A study in the Netherlands found that participants with high epistemic motivation exhibited greater fluency, originality, and flexibility after receiving angry, rather than neutral, feedback on an idea generation task, whereas those with low epistemic motivation were less creative after receiving angry feedback. These effects were mediated by task engagement and motivation, which anger increased amongst participants with high epistemic motivation. Conversely, anger decreased task engagement and motivation amongst participants with low epistemic motivation. Other research has found that people with high epistemic motivation may be less inclined to disengage from creative, idea-generation tasks, when faced with interfering expressions of anger, than their less epistemically motivated counterparts.

In line with research on the role of epistemic motivation in educational outcomes, epistemic motivation is an important predictor of citizens' engagement with science and technology.

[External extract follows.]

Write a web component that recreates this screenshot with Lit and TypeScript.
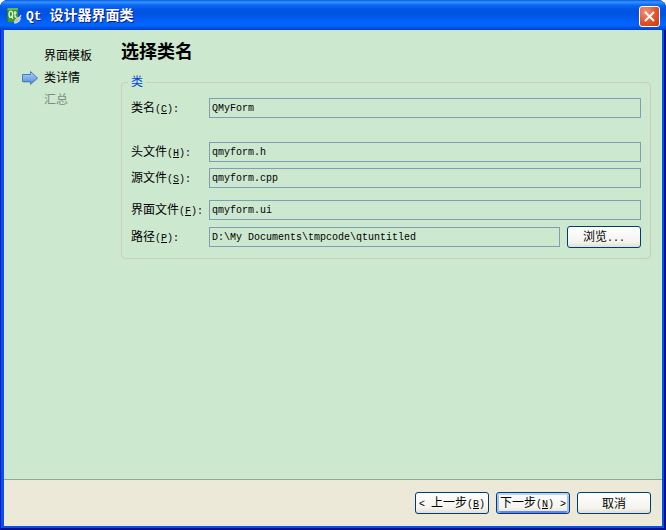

=== System justification ===
The epistemic motivation of the need for cognitive closure has been linked with uncertainty motivation and the personal need for structure. Evidence suggests that those who are generally tolerant of ambiguity and uncertainty are less likely to use stereotypes as a manner in which to rationalize inequality and preserve the status quo. Evidence has been presented that connects epistemic motivation to authoritarianism, dogmatism, political conservatism, and social stereotyping. For example, the personal need for structure is associated with the formation of erroneous group stereotypes. Epistemic motives then exacerbate these stereotypes, as a method for rationalizing outcomes and justifying inequality. One study's finding that conservative ideologies promote the justification of economic inequality was also supported by follow up research. There are some findings to suggest that epistemic motivation, specifically the needs for closure and certainty, make good partners with ideologies that are traditional, conservative, or right-wing. However, research also shows that epistemic motivation can lead people to adhere more strongly to their original ideological positions, either politically left or right. Furthermore, counter to much of the research that has linked epistemic motivation to the right, a group of researchers found in their study that the need for closure was most strongly associated with policy conservatism among people who symbolically identified as liberals, or for whom liberal considerations were made salient.

== Etymology ==
Epistemology is the area of philosophy dealing with the theory of knowledge. The term derives from the Ancient Greek word "epistēmē", that refers to knowledge, science, or understanding.